Skip any picture you find and retype all the remaining lines exactly.

# [Data shown]
-*-*-

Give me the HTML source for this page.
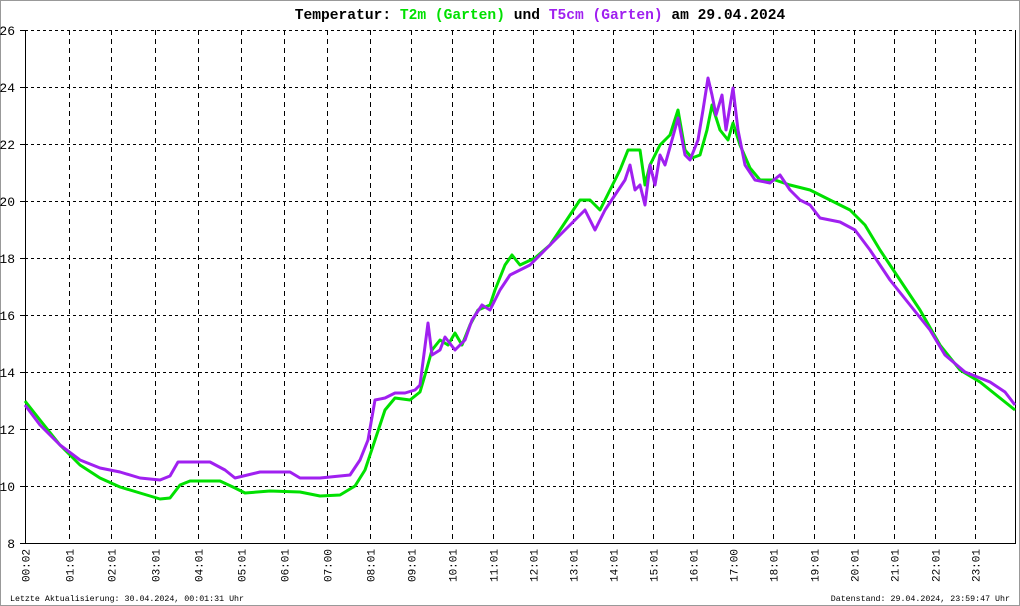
<!DOCTYPE html>
<html><head><meta charset="utf-8"><style>
html,body{margin:0;padding:0;background:#fff}
svg{display:block}
text{font-family:"Liberation Mono","DejaVu Sans Mono",monospace}
</style></head><body>
<svg width="1020" height="606" viewBox="0 0 1020 606" xmlns="http://www.w3.org/2000/svg">
<rect x="0.5" y="0.5" width="1019" height="605" fill="#fff" stroke="#999"/>
<text x="540" y="19" text-anchor="middle" font-size="14.6" font-weight="bold" fill="#000">Temperatur: <tspan fill="#00e000">T2m (Garten)</tspan> und <tspan fill="#a020f0">T5cm (Garten)</tspan> am 29.04.2024</text>
<g stroke="#000" stroke-width="1" stroke-dasharray="3,3" fill="none">
<path d="M25 30.5H1015M25 87.5H1015M25 144.5H1015M25 201.5H1015M25 258.5H1015M25 315.5H1015M25 372.5H1015M25 429.5H1015M25 486.5H1015"/>
</g>
<g stroke="#000" stroke-width="1" stroke-dasharray="5,4" fill="none">
<path d="M69.5 30V543M111.5 30V543M155.5 30V543M198.5 30V543M241.5 30V543M284.5 30V543M327.5 30V543M370.5 30V543M411.5 30V543M452.5 30V543M493.5 30V543M533.5 30V543M573.5 30V543M613.5 30V543M653.5 30V543M693.5 30V543M733.5 30V543M773.5 30V543M814.5 30V543M854.5 30V543M894.5 30V543M935.5 30V543M975.5 30V543"/>
</g>
<g stroke="#000" stroke-width="1" fill="none">
<path d="M25.5 30V543.5H1015.5V30"/>
<path d="M20 30.5H25M20 87.5H25M20 144.5H25M20 201.5H25M20 258.5H25M20 315.5H25M20 372.5H25M20 429.5H25M20 486.5H25M20 543.5H25"/>
</g>
<g font-size="13" fill="#000" text-anchor="end">
<text x="15" y="35">26</text><text x="15" y="92">24</text><text x="15" y="149">22</text><text x="15" y="206">20</text><text x="15" y="263">18</text><text x="15" y="320">16</text><text x="15" y="377">14</text><text x="15" y="434">12</text><text x="15" y="491">10</text><text x="15" y="548">8</text>
</g>
<g font-size="11" fill="#000" text-anchor="end">
<text transform="translate(29.5,549) rotate(-90)">00:02</text>
<text transform="translate(73.5,549) rotate(-90)">01:01</text>
<text transform="translate(115.5,549) rotate(-90)">02:01</text>
<text transform="translate(159.5,549) rotate(-90)">03:01</text>
<text transform="translate(202.5,549) rotate(-90)">04:01</text>
<text transform="translate(245.5,549) rotate(-90)">05:01</text>
<text transform="translate(288.5,549) rotate(-90)">06:01</text>
<text transform="translate(331.5,549) rotate(-90)">07:00</text>
<text transform="translate(374.5,549) rotate(-90)">08:01</text>
<text transform="translate(415.5,549) rotate(-90)">09:01</text>
<text transform="translate(456.5,549) rotate(-90)">10:01</text>
<text transform="translate(497.5,549) rotate(-90)">11:01</text>
<text transform="translate(537.5,549) rotate(-90)">12:01</text>
<text transform="translate(577.5,549) rotate(-90)">13:01</text>
<text transform="translate(617.5,549) rotate(-90)">14:01</text>
<text transform="translate(657.5,549) rotate(-90)">15:01</text>
<text transform="translate(697.5,549) rotate(-90)">16:01</text>
<text transform="translate(737.5,549) rotate(-90)">17:00</text>
<text transform="translate(777.5,549) rotate(-90)">18:01</text>
<text transform="translate(818.5,549) rotate(-90)">19:01</text>
<text transform="translate(858.5,549) rotate(-90)">20:01</text>
<text transform="translate(898.5,549) rotate(-90)">21:01</text>
<text transform="translate(939.5,549) rotate(-90)">22:01</text>
<text transform="translate(979.5,549) rotate(-90)">23:01</text>
</g>
<g stroke-width="3" fill="none" stroke-linejoin="round">
<polyline stroke="#00e000" points="25,401 40,420 60,445 80,465 100,478 120,487 140,493 160,499 170,498 180,485 190,481 220,481 235,488 245,493 270,491 300,492 320,496 340,495 355,486 365,470 375,440 385,410 395,398 410,400 420,392 425,375 432,350 440,340 448,345 455,333 462,345 470,325 478,310 490,305 495,290 505,265 512,255 520,265 535,258 550,245 560,230 570,215 580,200 590,200 600,210 610,190 620,170 628,150 640,150 645,185 650,165 660,145 670,135 678,110 685,150 692,158 700,155 707,130 712,105 720,130 728,140 733,123 740,145 750,168 760,180 775,180 790,185 810,190 830,200 850,210 865,225 880,250 900,280 920,310 940,345 960,370 980,382 1000,398 1015,410"/>
<polyline stroke="#a020f0" points="25,405 40,425 60,445 80,460 100,468 120,472 140,478 160,480 170,476 178,462 210,462 225,470 235,478 260,472 290,472 300,478 320,478 350,475 360,460 368,440 375,400 385,398 395,393 405,393 415,390 420,385 428,323 432,355 440,350 445,337 455,350 465,340 472,320 482,305 490,310 500,290 510,275 520,270 530,265 545,250 555,240 565,230 575,220 585,210 595,230 605,210 615,195 625,180 630,165 635,190 640,185 645,205 650,165 655,185 660,155 665,165 672,140 678,118 685,155 690,160 698,140 703,110 708,78 712,95 716,115 722,95 726,130 733,88 738,130 745,165 755,180 770,183 780,175 790,190 800,200 810,205 820,218 840,222 855,230 870,250 890,280 910,305 930,330 945,355 965,372 990,382 1005,392 1015,405"/>
</g>
<text x="10" y="601" font-size="8.3" fill="#000">Letzte Aktualisierung: 30.04.2024, 00:01:31 Uhr</text>
<text x="1010" y="601" font-size="8.3" fill="#000" text-anchor="end">Datenstand: 29.04.2024, 23:59:47 Uhr</text>
</svg>
</body></html>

-*-*-

# [Solution to this exercise]
Give me the HTML source for this page.
<!DOCTYPE html>
<html><head><meta charset="utf-8"><style>
html,body{margin:0;padding:0;background:#fff}
svg{display:block}
text{font-family:"Liberation Mono","DejaVu Sans Mono",monospace}
</style></head><body>
<svg width="1020" height="606" viewBox="0 0 1020 606" xmlns="http://www.w3.org/2000/svg">
<rect x="0.5" y="0.5" width="1019" height="605" fill="#fff" stroke="#999"/>
<text x="540" y="19" text-anchor="middle" font-size="14.6" font-weight="bold" fill="#000">Temperatur: <tspan fill="#00e000">T2m (Garten)</tspan> und <tspan fill="#a020f0">T5cm (Garten)</tspan> am 29.04.2024</text>
<g stroke="#000" stroke-width="1" stroke-dasharray="3,3" fill="none">
<path d="M25 30.5H1015M25 87.5H1015M25 144.5H1015M25 201.5H1015M25 258.5H1015M25 315.5H1015M25 372.5H1015M25 429.5H1015M25 486.5H1015"/>
</g>
<g stroke="#000" stroke-width="1" stroke-dasharray="5,4" fill="none">
<path d="M69.5 30V543M111.5 30V543M155.5 30V543M198.5 30V543M241.5 30V543M284.5 30V543M327.5 30V543M370.5 30V543M411.5 30V543M452.5 30V543M493.5 30V543M533.5 30V543M573.5 30V543M613.5 30V543M653.5 30V543M693.5 30V543M733.5 30V543M773.5 30V543M814.5 30V543M854.5 30V543M894.5 30V543M935.5 30V543M975.5 30V543"/>
</g>
<g stroke="#000" stroke-width="1" fill="none">
<path d="M25.5 30V543.5H1015.5V30"/>
<path d="M20 30.5H25M20 87.5H25M20 144.5H25M20 201.5H25M20 258.5H25M20 315.5H25M20 372.5H25M20 429.5H25M20 486.5H25M20 543.5H25"/>
</g>
<g font-size="13" fill="#000" text-anchor="end">
<text x="15" y="35">26</text><text x="15" y="92">24</text><text x="15" y="149">22</text><text x="15" y="206">20</text><text x="15" y="263">18</text><text x="15" y="320">16</text><text x="15" y="377">14</text><text x="15" y="434">12</text><text x="15" y="491">10</text><text x="15" y="548">8</text>
</g>
<g font-size="11" fill="#000" text-anchor="end">
<text transform="translate(29.5,549) rotate(-90)">00:02</text>
<text transform="translate(73.5,549) rotate(-90)">01:01</text>
<text transform="translate(115.5,549) rotate(-90)">02:01</text>
<text transform="translate(159.5,549) rotate(-90)">03:01</text>
<text transform="translate(202.5,549) rotate(-90)">04:01</text>
<text transform="translate(245.5,549) rotate(-90)">05:01</text>
<text transform="translate(288.5,549) rotate(-90)">06:01</text>
<text transform="translate(331.5,549) rotate(-90)">07:00</text>
<text transform="translate(374.5,549) rotate(-90)">08:01</text>
<text transform="translate(415.5,549) rotate(-90)">09:01</text>
<text transform="translate(456.5,549) rotate(-90)">10:01</text>
<text transform="translate(497.5,549) rotate(-90)">11:01</text>
<text transform="translate(537.5,549) rotate(-90)">12:01</text>
<text transform="translate(577.5,549) rotate(-90)">13:01</text>
<text transform="translate(617.5,549) rotate(-90)">14:01</text>
<text transform="translate(657.5,549) rotate(-90)">15:01</text>
<text transform="translate(697.5,549) rotate(-90)">16:01</text>
<text transform="translate(737.5,549) rotate(-90)">17:00</text>
<text transform="translate(777.5,549) rotate(-90)">18:01</text>
<text transform="translate(818.5,549) rotate(-90)">19:01</text>
<text transform="translate(858.5,549) rotate(-90)">20:01</text>
<text transform="translate(898.5,549) rotate(-90)">21:01</text>
<text transform="translate(939.5,549) rotate(-90)">22:01</text>
<text transform="translate(979.5,549) rotate(-90)">23:01</text>
</g>
<g stroke-width="3" fill="none" stroke-linejoin="round">
<polyline stroke="#00e000" points="25,401 40,420 60,445 80,465 100,478 120,487 140,493 160,499 170,498 180,485 190,481 220,481 235,488 245,493 270,491 300,492 320,496 340,495 355,486 365,470 375,440 385,410 395,398 410,400 420,392 425,375 432,350 440,340 448,345 455,333 462,345 470,325 478,310 490,305 495,290 505,265 512,255 520,265 535,258 550,245 560,230 570,215 580,200 590,200 600,210 610,190 620,170 628,150 640,150 645,185 650,165 660,145 670,135 678,110 685,150 692,158 700,155 707,130 712,105 720,130 728,140 733,123 740,145 750,168 760,180 775,180 790,185 810,190 830,200 850,210 865,225 880,250 900,280 920,310 940,345 960,370 980,382 1000,398 1015,410"/>
<polyline stroke="#a020f0" points="25,405 40,425 60,445 80,460 100,468 120,472 140,478 160,480 170,476 178,462 210,462 225,470 235,478 260,472 290,472 300,478 320,478 350,475 360,460 368,440 375,400 385,398 395,393 405,393 415,390 420,385 428,323 432,355 440,350 445,337 455,350 465,340 472,320 482,305 490,310 500,290 510,275 520,270 530,265 545,250 555,240 565,230 575,220 585,210 595,230 605,210 615,195 625,180 630,165 635,190 640,185 645,205 650,165 655,185 660,155 665,165 672,140 678,118 685,155 690,160 698,140 703,110 708,78 712,95 716,115 722,95 726,130 733,88 738,130 745,165 755,180 770,183 780,175 790,190 800,200 810,205 820,218 840,222 855,230 870,250 890,280 910,305 930,330 945,355 965,372 990,382 1005,392 1015,405"/>
</g>
<text x="10" y="601" font-size="8.3" fill="#000">Letzte Aktualisierung: 30.04.2024, 00:01:31 Uhr</text>
<text x="1010" y="601" font-size="8.3" fill="#000" text-anchor="end">Datenstand: 29.04.2024, 23:59:47 Uhr</text>
</svg>
</body></html>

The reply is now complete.